Saints Row spin-off, Agents of Mayhem goes all out and turns the action up to eleven.
When Volition’s first Saints Row came out as an Xbox 360 exclusive, it filled a gap in the crime genre pre-Grand Theft Auto IV. Unlike Rockstar’s GTA game, with Saints Row, I found that the Volition had confused satire with slapstick.
Struggling to find a niche of its own, clearing being not in the same league as GTA IV and especially the superb GTA V, the Saints Row games have got increasingly silly. Saints Row IV had a super-powered president fighting aliens inside a simulation and the standalone expansion, Gat out of Hell, literally went to Hell.
With Agents of Mayhem, Volition seems to have found a decent outlet for their brand of humour. Set in a futuristic Seoul, players control one of a team of three super-agents, each of which can be switched out at any time.
The agents are operatives of M.A.Y.H.E.M. (Multinational Agency Hunting Evil Masterminds). Run by the enigmatic Persephone Brimstone, have been charged with stopping the villainous organisation L.E.G.I.O.N. (the League of Evil Gentleman Intent on Obliterating Nations).
There are twelve agents in the game, but you only start with three: slimy movie actor, Hollywood, former pirate, Fortune and US Navy Chief, Hardtack. In time, you can add the other characters Rama, Red Card, Braddock, Daisy, Yeti, Kingpin, Oni and Scheherazade to your roster.
Agents of Mayhem is a graphical delight. The comic-book inspired visual style is beautiful to look at. Cell-shading has come such a long way. The characters each have a very unique look and wouldn’t be out of place in a painted graphic-novel.
The developers have done little to mask their inspiration. The similarities to Crackdown are obvious- the futuristic open-world city, the vertical gameplay and even the cell-shaded visuals. The game also tries a bit too hard to capture some of the buzz surrounding Overwatch.
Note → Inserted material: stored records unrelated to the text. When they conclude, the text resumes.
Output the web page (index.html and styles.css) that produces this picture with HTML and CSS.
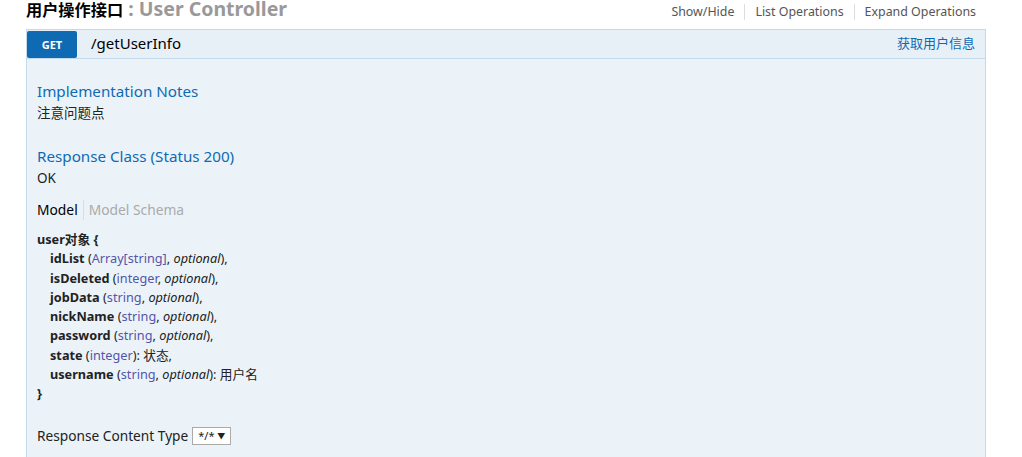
FILE: index.html
```html
<!DOCTYPE html>
<html lang="zh-CN">
<head>
    <meta charset="UTF-8">
    <title>用户操作接口</title>
    <link rel="stylesheet" href="styles.css">
</head>
<body>
    <div class="container">
        <div class="resource-heading">
            <h2><a class="res-name" href="#">用户操作接口</a> : User Controller</h2>
            <ul class="options">
                <li><a href="#">Show/Hide</a></li>
                <li><a href="#">List Operations</a></li>
                <li><a href="#">Expand Operations</a></li>
            </ul>
        </div>

        <div class="operation">
            <div class="op-heading">
                <span class="http-method">GET</span>
                <span class="path">/getUserInfo</span>
                <span class="summary">获取用户信息</span>
            </div>

            <div class="op-content">
                <h4>Implementation Notes</h4>
                <p class="markdown">注意问题点</p>

                <h4>Response Class (Status 200)</h4>
                <p class="markdown">OK</p>

                <ul class="signature-nav">
                    <li class="selected">Model</li>
                    <li>Model Schema</li>
                </ul>

                <div class="model">
                    <div><b>user对象 {</b></div>
                    <div class="prop"><b>idList</b> (<span class="type">Array[string]</span>, <i>optional</i>),</div>
                    <div class="prop"><b>isDeleted</b> (<span class="type">integer</span>, <i>optional</i>),</div>
                    <div class="prop"><b>jobData</b> (<span class="type">string</span>, <i>optional</i>),</div>
                    <div class="prop"><b>nickName</b> (<span class="type">string</span>, <i>optional</i>),</div>
                    <div class="prop"><b>password</b> (<span class="type">string</span>, <i>optional</i>),</div>
                    <div class="prop"><b>state</b> (<span class="type">integer</span>): 状态,</div>
                    <div class="prop"><b>username</b> (<span class="type">string</span>, <i>optional</i>): 用户名</div>
                    <div><b>}</b></div>
                </div>

                <div class="content-type">
                    Response Content Type
                    <span class="select"><span>*/*</span><span class="arrow">▼</span></span>
                </div>
            </div>
        </div>
    </div>
</body>
</html>
```

FILE: styles.css
```css
body {
    margin: 0;
    font-family: "Noto Sans", "Noto Sans CJK SC", sans-serif;
    font-size: 14px;
    color: #222;
    background: white;
    overflow: hidden;
}

a {
    text-decoration: none;
}

.container {
    width: 960px;
    margin-left: 26px;
}

.resource-heading {
    display: flex;
    justify-content: space-between;
    align-items: center;
    height: 22px;
    margin-top: -2px;
    margin-bottom: 9px;
}

.resource-heading h2 {
    margin: 0;
    font-size: 19.5px;
    font-weight: bold;
    color: #999;
    line-height: 22px;
}

.res-name {
    color: #000;
    font-size: 16.2px;
}

.options {
    display: flex;
    list-style: none;
    margin: 0;
    padding: 0;
    margin-top: 6px;
}

.options li {
    padding: 0 10px;
    border-right: 1px solid #ddd;
    font-size: 12.4px;
    line-height: 16px;
}

.options li:last-child {
    border-right: none;
}

.options a {
    color: #555;
}

.operation {
    border: 1px solid #c3d9ec;
}

.op-heading {
    display: flex;
    align-items: center;
    height: 28px;
    background: #e7f0f7;
    border-bottom: 1px solid #c3d9ec;
}

.http-method {
    width: 50px;
    height: 27px;
    background: #0f6ab4;
    color: white;
    font-size: 11px;
    font-weight: bold;
    display: flex;
    align-items: center;
    justify-content: center;
    border-radius: 2px;
}

.path {
    padding-left: 14px;
    padding-bottom: 3px;
    font-size: 15px;
    color: #000;
}

.summary {
    margin-left: auto;
    padding-right: 10px;
    padding-bottom: 3px;
    font-size: 13px;
    color: #0f6ab4;
}

.op-content {
    background: #ebf3f9;
    padding: 10px 10px 20px;
}

.op-content h4 {
    margin: 0;
    padding-top: 12px;
    font-size: 15.2px;
    font-weight: normal;
    line-height: 20px;
    color: #0f6ab4;
}

.markdown {
    margin: 2px 0 23px;
    line-height: 20px;
    font-size: 13.5px;
}

.op-content h4 + .markdown + h4 {
    padding-top: 0;
}

.markdown + .signature-nav {
    margin-top: -11px;
}

.signature-nav {
    display: flex;
    list-style: none;
    margin: 0 0 10px;
    padding: 0;
    line-height: 20px;
    font-size: 13.8px;
}

.signature-nav li {
    padding: 0 5px;
    color: #aaa;
}

.signature-nav li:first-child {
    padding-left: 0;
    border-right: 1px solid #ddd;
}

.signature-nav .selected {
    color: #000;
}

.model {
    font-size: 12.7px;
    line-height: 19.3px;
}

.prop {
    padding-left: 13px;
}

.type {
    color: #55a;
}

.content-type {
    margin-top: 22px;
    display: flex;
    align-items: center;
    gap: 4px;
    line-height: 20px;
    font-size: 13.7px;
}

.select {
    display: inline-flex;
    align-items: center;
    justify-content: space-between;
    box-sizing: border-box;
    width: 39px;
    height: 18px;
    padding: 0 5px;
    background: white;
    border: 1px solid #aaa;
    font-size: 11px;
}

.arrow {
    font-size: 8px;
}
```
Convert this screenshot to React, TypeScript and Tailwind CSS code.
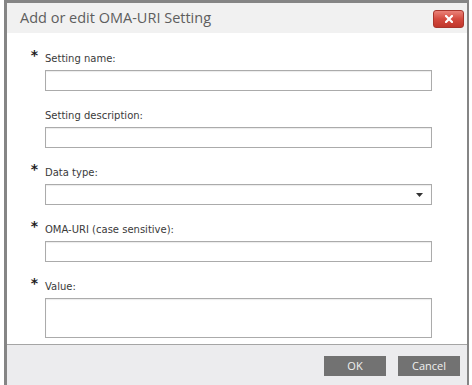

Taking more than a cue from ‘80s Saturday morning cartoons, the game is broken up into a series of episodes. Some of the episodes progress the main story against Legion, whilst others focus on an individual agent’s story.
Each mission usually starts with a traditionally animated cut scene, again tipping the hat to those ‘80s cartoons. There’s plenty of other playful references to 1980 pop-culture, like the first agency car that you are given, an English accented, self-aware mickey-take of Knight Rider’s KITT.
The episodic nature of the missions means that it’s no trouble to jump in, complete a mission and get off again. Given the somewhat repetitive nature of the game, I found this the best way to play.
For all its glamorous good-looks, Agents of Mayhem, is a bit samey.
As stunning as Seoul looks, it feels empty. Full of cookie-cutter people and dull cars. Even the Agency’s vehicles handle poorly and are just not fun to drive. Every villain’s’ lair has the same interior decorator, every mission being virtually the same.
I never got the vibe that I was playing a great game, just that I was having mindless fun, fun that I’d probably feel guilty about later. But it’s is a fun game, nevertheless, more fun than it deserves to be.
Most of what makes Agents of Mayhem such a guilty pleasure is the combat. The characters have a great range of customisable and upgradable attacks that cause so much havoc, you just can’t help grinning like a lunatic. Add in each agent’s special Mayhem abilities, which become available once your meter is full, and all bets are off.
Over the top combat, laughably camp villains and clichéd mission plot lines are all very well, but generally, the humour, just as I found with the Saints Row games, falls flat on its face. Charmless characters and a wafer-thin story don’t really help to sell the game as any sort of enjoyable narrative experience. And this is a shame, as the animated cartoon cut scenes are, otherwise, very well done.
It’s clear that a lot of heart has go into the game. And it’s probably what makes the game, despite its faults, still fun to play.
I’d be lying if I said that I didn’t enjoy my time with Agents of Mayhem. The over-the-top comic book action and polished presentation allowed me to overlook the somewhat repetitive gameplay, bland environments and awful attempts at humour. As a game, it could have been so much more, but it isn’t. Instead it’s just silly, guilty fun.